La conception d’usages : un point aveugle des approches contemporaines

Les termes d’“usage” ainsi que celui d’“usager”, sont aujourd’hui intégrés dans le langage commun pour désigner toute une variété d’acteurs et de phénomènes. On assiste progressivement à une confusion entre ces termes et leurs proches sémantiques : utilisation, usage, emploi et usager, utilisateur, client, consommateur, destinataire, ou encore opérateur . . . Il en résulte un paradoxe qui tient au caractère très général des deux notions, d’autant plus qu’ils souffrent d’imprécisions sous un apparent sens évident. Dans ce premier chapitre, nous revenons tout d’abord sur ces différentes notions pour en décrire l’épaisseur sémantique, principalement par une approche historique et étymologique. Nous proposons ensuite d’investiguer les différentes vagues de rationalisation dans la littérature du rapport entre les biens et leurs usages, ainsi que du rapport entre concepteurs et usagers.

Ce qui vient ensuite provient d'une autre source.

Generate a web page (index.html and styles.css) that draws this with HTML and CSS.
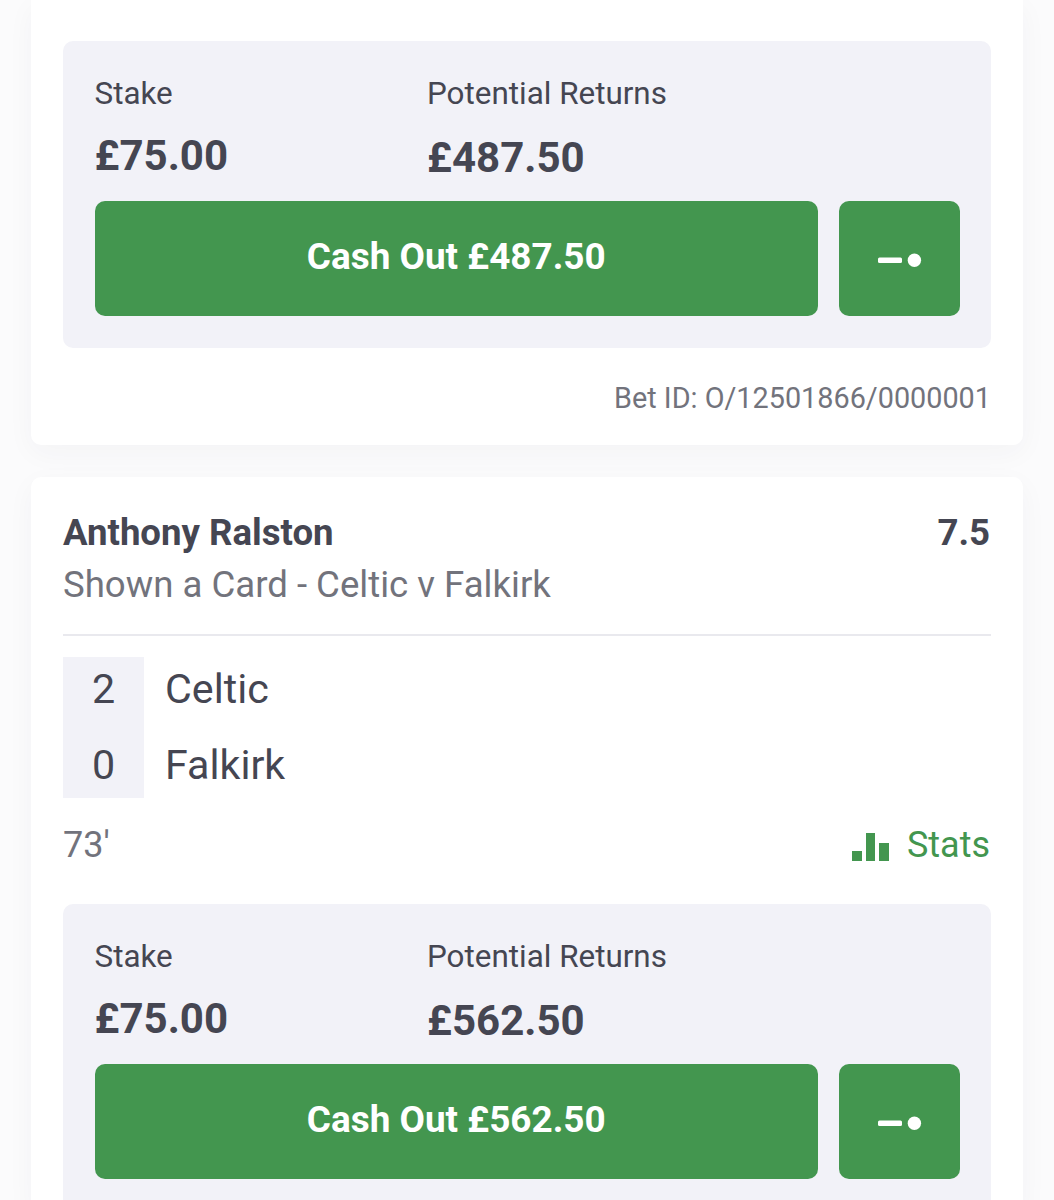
FILE: index.html
```html
<!DOCTYPE html>
<html lang="en">
<head>
    <meta charset="UTF-8">
    <meta name="viewport" content="width=device-width, initial-scale=1.0">
    <title>My Bets</title>
    <link rel="stylesheet" href="styles.css">
</head>
<body>
    <!-- First bet (top is scrolled off) -->
    <div class="bet-card bet-card-first">
        <div class="cashout-panel">
            <div class="figures">
                <div class="figure">
                    <span class="figure-label">Stake</span>
                    <span class="figure-value">£75.00</span>
                </div>
                <div class="figure figure-returns">
                    <span class="figure-label">Potential Returns</span>
                    <span class="figure-value">£487.50</span>
                </div>
            </div>
            <div class="actions">
                <button class="cashout-btn">Cash Out £487.50</button>
                <button class="slider-btn" aria-label="Partial cash out">
                    <svg width="44" height="16" viewBox="0 0 44 16"><rect x="0" y="5.5" width="24" height="5.4" rx="1.5" fill="#fff"/><circle cx="36.4" cy="8.2" r="6.7" fill="#fff"/></svg>
                </button>
            </div>
        </div>
        <div class="bet-id">Bet ID: O/12501866/0000001</div>
    </div>

    <!-- Second bet -->
    <div class="bet-card">
        <div class="bet-head">
            <div class="selection-row">
                <span class="selection">Anthony Ralston</span>
                <span class="odds">7.5</span>
            </div>
            <div class="market">Shown a Card - Celtic v Falkirk</div>
        </div>
        <div class="scoreboard">
            <div class="score-row score-row-home"><span class="score">2</span><span class="team">Celtic</span></div>
            <div class="score-row score-row-away"><span class="score">0</span><span class="team">Falkirk</span></div>
        </div>
        <div class="match-row">
            <span class="match-time">73'</span>
            <span class="stats">
                <svg class="stats-icon" width="37" height="28" viewBox="0 0 37 28"><rect x="0" y="18" width="10" height="10" fill="#43964f"/><rect x="14" y="0" width="9" height="28" fill="#43964f"/><rect x="27" y="10" width="10" height="18" fill="#43964f"/></svg>
                Stats
            </span>
        </div>
        <div class="cashout-panel">
            <div class="figures">
                <div class="figure">
                    <span class="figure-label">Stake</span>
                    <span class="figure-value">£75.00</span>
                </div>
                <div class="figure figure-returns">
                    <span class="figure-label">Potential Returns</span>
                    <span class="figure-value">£562.50</span>
                </div>
            </div>
            <div class="actions">
                <button class="cashout-btn">Cash Out £562.50</button>
                <button class="slider-btn" aria-label="Partial cash out">
                    <svg width="44" height="16" viewBox="0 0 44 16"><rect x="0" y="5.5" width="24" height="5.4" rx="1.5" fill="#fff"/><circle cx="36.4" cy="8.2" r="6.7" fill="#fff"/></svg>
                </button>
            </div>
        </div>
    </div>
</body>
</html>
```

FILE: styles.css
```css
/* Base Styles */
* {
    margin: 0;
    padding: 0;
    box-sizing: border-box;
    font-family: Roboto, "Liberation Sans", sans-serif;
}
html, body {
    height: 1200px;
    overflow: hidden;
}
body {
    background-color: #fbfbfc;
    padding: 0 31px;
    color: #454652;
}
/* Cards */
.bet-card {
    background-color: #fff;
    border-radius: 10px;
    padding: 33px 32px 0;
    box-shadow: 0 8px 28px rgba(40, 40, 70, 0.04);
    margin-bottom: 32px;
}
.bet-card-first {
    height: 445px;
    padding-top: 41px;
    border-radius: 0 0 10px 10px;
}
/* Selection */
.bet-head {
    padding-bottom: 20px;
    border-bottom: 2px solid #e9e9ee;
}
.selection-row {
    display: flex;
    justify-content: space-between;
    line-height: 46px;
    font-size: 36.6px;
    font-weight: 700;
}
.odds {
    margin-right: 1px;
}
.market {
    font-size: 36.6px;
    line-height: 58px;
    color: #72737c;
}
/* Scoreboard */
.scoreboard {
    margin-top: 21px;
}
.score-row {
    display: flex;
    font-size: 41.2px;
}
.score-row-home {
    height: 64px;
    line-height: 64px;
}
.score-row-away {
    height: 77px;
    line-height: 66px;
}
.score {
    width: 81px;
    text-align: center;
    background-color: #f2f2f8;
}
.team {
    margin-left: 21px;
}
.score-row-away .score, .score-row-away .team {
    padding-top: 11px;
}
.match-row {
    display: flex;
    justify-content: space-between;
    align-items: center;
    margin-top: 23px;
    height: 48px;
    font-size: 36px;
    color: #72737c;
}
.stats {
    display: flex;
    align-items: center;
    gap: 18px;
    margin-right: 1px;
    color: #43964f;
}
.stats-icon {
    margin-top: 4px;
}
/* Cash out panel */
.cashout-panel {
    background-color: #f2f2f8;
    border-radius: 10px;
    padding: 33px 31px 32px 31.5px;
    margin-top: 35px;
}
.bet-card-first .cashout-panel {
    margin-top: 0;
}
.figures {
    display: flex;
    height: 127px;
}
.figure {
    display: flex;
    flex-direction: column;
    width: 332.5px;
}
.figure-label {
    font-size: 31.4px;
    line-height: 40px;
    color: #454652;
}
.figure-value {
    font-size: 42px;
    font-weight: 700;
    line-height: 50px;
    margin-top: 17px;
}
.figure-returns .figure-value {
    margin-top: 19px;
}
.actions {
    display: flex;
    gap: 21px;
}
.cashout-btn, .slider-btn {
    height: 115px;
    border: none;
    border-radius: 10px;
    background-color: #43964f;
    color: #fff;
}
.cashout-btn {
    flex: 1;
    font-size: 36.9px;
    font-weight: 700;
    padding-bottom: 4px;
}
.slider-btn {
    width: 121px;
    display: flex;
    align-items: center;
    justify-content: center;
    padding-top: 2px;
}
/* Bet ID */
.bet-id {
    margin-top: 32px;
    text-align: right;
    font-size: 28.8px;
    line-height: 36px;
    color: #72737c;
}
```
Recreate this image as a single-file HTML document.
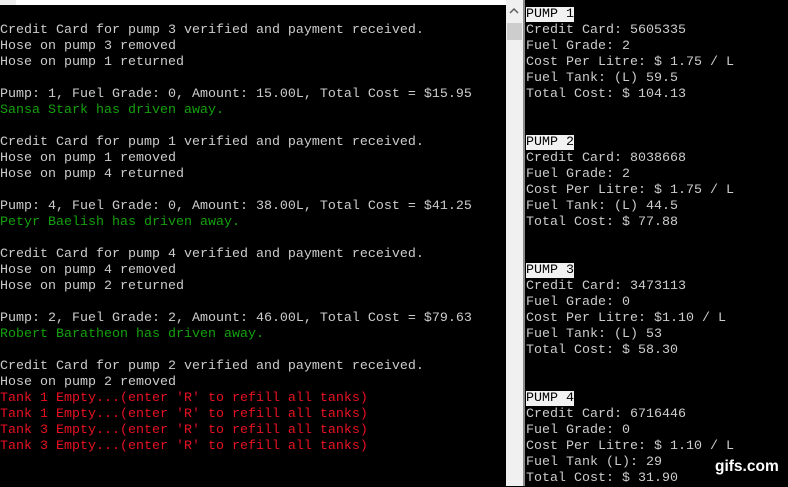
<!DOCTYPE html>
<html><head><meta charset="utf-8"><style>
body{margin:0;width:788px;height:486px;overflow:hidden;background:#000;position:relative;font-family:"Liberation Mono","DejaVu Sans Mono",monospace;font-size:13.33px;line-height:16px;color:#cccccc}
#top{position:absolute;left:0;top:0;width:506px;height:5px;background:#fff}
#top i{position:absolute;left:0;top:0;width:16px;height:5px;background:#eee}
#left{position:absolute;left:0;top:23px;width:506px;white-space:pre}
#sb{position:absolute;left:506px;top:0;width:17px;height:486px;background:#f0f0f0}
#thumb{position:absolute;left:507px;top:23px;width:15px;height:17px;background:#cdcdcd}
#arr{position:absolute;left:509px;top:8px;width:10px;height:6px}
#div{position:absolute;left:523px;top:0;width:2px;height:486px;background:#8a8a8a}
#right{position:absolute;left:526px;top:7px;white-space:pre}
.g{color:#13a10e}.r{color:#e81123}
.h{background:#f2f2f2;color:#000}
#logo{position:absolute;left:715px;top:457px;font-family:"Liberation Sans",sans-serif;font-weight:bold;font-size:15.5px;color:#fff;line-height:20px}
</style></head><body>
<div id="top"><i></i></div>
<div id="left">Credit Card for pump 3 verified and payment received.
Hose on pump 3 removed
Hose on pump 1 returned

Pump: 1, Fuel Grade: 0, Amount: 15.00L, Total Cost = $15.95
<span class="g">Sansa Stark has driven away.</span>

Credit Card for pump 1 verified and payment received.
Hose on pump 1 removed
Hose on pump 4 returned

Pump: 4, Fuel Grade: 0, Amount: 38.00L, Total Cost = $41.25
<span class="g">Petyr Baelish has driven away.</span>

Credit Card for pump 4 verified and payment received.
Hose on pump 4 removed
Hose on pump 2 returned

Pump: 2, Fuel Grade: 2, Amount: 46.00L, Total Cost = $79.63
<span class="g">Robert Baratheon has driven away.</span>

Credit Card for pump 2 verified and payment received.
Hose on pump 2 removed
<span class="r">Tank 1 Empty...(enter 'R' to refill all tanks)
Tank 1 Empty...(enter 'R' to refill all tanks)
Tank 3 Empty...(enter 'R' to refill all tanks)
Tank 3 Empty...(enter 'R' to refill all tanks)</span></div>
<div id="sb"></div><div id="thumb"></div>
<svg id="arr" viewBox="0 0 10 6"><path d="M1 5L5 1L9 5" stroke="#606060" stroke-width="1.5" fill="none"/></svg>
<div id="div"></div>
<div id="right"><span class="h">PUMP 1</span>
Credit Card: 5605335
Fuel Grade: 2
Cost Per Litre: $ 1.75 / L
Fuel Tank: (L) 59.5
Total Cost: $ 104.13


<span class="h">PUMP 2</span>
Credit Card: 8038668
Fuel Grade: 2
Cost Per Litre: $ 1.75 / L
Fuel Tank: (L) 44.5
Total Cost: $ 77.88


<span class="h">PUMP 3</span>
Credit Card: 3473113
Fuel Grade: 0
Cost Per Litre: $1.10 / L
Fuel Tank: (L) 53
Total Cost: $ 58.30


<span class="h">PUMP 4</span>
Credit Card: 6716446
Fuel Grade: 0
Cost Per Litre: $ 1.10 / L
Fuel Tank (L): 29
Total Cost: $ 31.90</div>
<div id="logo">gifs.com</div>
</body></html>
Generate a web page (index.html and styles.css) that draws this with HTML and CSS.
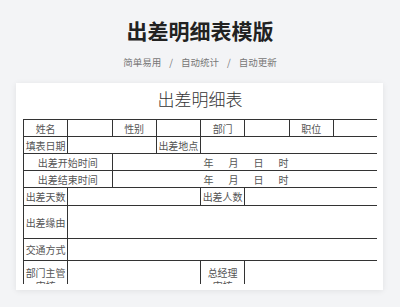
FILE: index.html
```html
<!DOCTYPE html>
<html lang="zh">
<head>
<meta charset="utf-8">
<link rel="stylesheet" href="styles.css">
</head>
<body>
<header class="header">
  <h1 class="heading">出差明细表模版</h1>
  <div class="sub"><span>简单易用</span><span class="sep">/</span><span>自动统计</span><span class="sep">/</span><span>自动更新</span></div>
</header>
<div class="card">
  <div class="sheet">
    <div class="doc-title">出差明细表</div>
    <table class="form">
      <colgroup>
        <col class="c"><col class="c"><col class="c"><col class="c"><col class="c"><col class="c"><col class="c"><col class="c">
      </colgroup>
      <tr class="r17">
        <td>姓名</td><td></td><td>性别</td><td></td><td>部门</td><td></td><td>职位</td><td></td>
      </tr>
      <tr class="r17">
        <td>填表日期</td><td colspan="2"></td><td>出差地点</td><td colspan="4"></td>
      </tr>
      <tr class="r17">
        <td colspan="2">出差开始时间</td><td colspan="6" class="date"><span>年</span><span>月</span><span>日</span><span>时</span></td>
      </tr>
      <tr class="r17">
        <td colspan="2">出差结束时间</td><td colspan="6" class="date"><span>年</span><span>月</span><span>日</span><span>时</span></td>
      </tr>
      <tr class="r18">
        <td>出差天数</td><td colspan="3"></td><td>出差人数</td><td colspan="3"></td>
      </tr>
      <tr class="r33">
        <td>出差缘由</td><td colspan="7"></td>
      </tr>
      <tr class="r22">
        <td>交通方式</td><td colspan="7"></td>
      </tr>
      <tr class="r30">
        <td class="wrap">部门主管<br>审核</td><td colspan="3"></td><td class="wrap">总经理<br>审核</td><td colspan="3"></td>
      </tr>
    </table>
  </div>
</div>
</body>
</html>
```
FILE: styles.css
```css
html, body {
  margin: 0;
  padding: 0;
}
body {
  background: #f3f4f6;
  font-family: "Noto Sans CJK SC", "Noto Sans", sans-serif;
  width: 400px;
  height: 307px;
  overflow: hidden;
}
.header {
  padding-top: 15px;
  text-align: center;
}
.heading {
  margin: 0;
  font-size: 21px;
  line-height: 30px;
  font-weight: 700;
  color: #222;
}
.sub {
  margin-top: 10px;
  font-size: 9.5px;
  line-height: 14px;
  color: #777;
  display: flex;
  justify-content: center;
}
.sep {
  margin: 0 8px;
}
.card {
  margin: 14px 0 0 16px;
  width: 367px;
  background: #fff;
  box-shadow: 0 1px 6px rgba(0, 0, 0, 0.08);
  padding: 3px 6px 6px 7px;
  box-sizing: border-box;
}
.sheet {
  height: 198px;
  overflow: hidden;
}
.doc-title {
  font-size: 17px;
  line-height: 25px;
  text-align: center;
  color: #333;
  margin-bottom: 8px;
  font-weight: 300;
}
.form {
  width: 354px;
  border-collapse: collapse;
  table-layout: fixed;
  font-size: 10px;
  color: #555;
}
.form .c {
  width: 44.25px;
}
.form td {
  border: 1px solid #333;
  padding: 0;
  text-align: center;
  line-height: 11px;
  white-space: nowrap;
  overflow: hidden;
}
.form td.wrap {
  vertical-align: top;
  padding-top: 5px;
  line-height: 13px;
}
.form td.date {
  text-align: left;
  padding-left: 91px;
}
.date span {
  display: inline-block;
  width: 25px;
}
.r17 { height: 17px; }
.r18 { height: 18px; }
.r22 { height: 22px; }
.r30 { height: 30px; }
.r33 { height: 33px; }
```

En guise de préambule : usage et usager, polysémie des termes

Usage : une ambiguité liée à une double définition étymologique

Bien qu’il ne soit pas l’objet ici de faire une analyse approfondie de la formation de la notion d’usage, un retour sur la définition du terme nous permet de formaliser les deux grandes lignes directrices de la notion telle qu’on la retrouve aujourd’hui utilisée. Une première définition donnée  du terme d’usage est celle d’une “pratique, manière d’agir ancienne et fréquente”, d’un “ensemble de règles et de pratiques [. . .] qui sont les plus couramment observées” ou encore “d’habitudes, [de] comportements qu’il convient de respecter, qui ne doivent pas être transgressés”. La définition renvoie à la notion d’une activité qui n’est pas originale, une habitude, une action qui a déjà été réalisée par le passé et que l’on répète —  de façon impérative — de la même manière. La seconde définition  du terme d’usage est celle de “l’utilisation, emploi de quelque chose ; possibilité de se servir de quelque chose”. La mise en usage est définie comme étant de “se servir de quelque chose, mettre en action un procédé, quelque chose afin d’obtenir un résultat déterminé”. Cette seconde perspective introduit la notion de dispositif, d’objet que l’on met en usage, que l’on utilise, ce quelque chose pouvant même être une autre personne (avoir l’usage de quelqu’un, c’est bénéficier de ses services). Ces deux visions, l’une qui renvoie à la notion de tradition, d’histoire de l’action et de conformité avec des règles, l’autre comme une démarche qui opère un dispositif au vu d’une finalité espérée, se retrouvent aussi dans l’étymologie latine du terme d’usage. Usage est un dérivé d’usus  , participe passé d’utor (Se servir de, jouir de, profiter de, recourir à).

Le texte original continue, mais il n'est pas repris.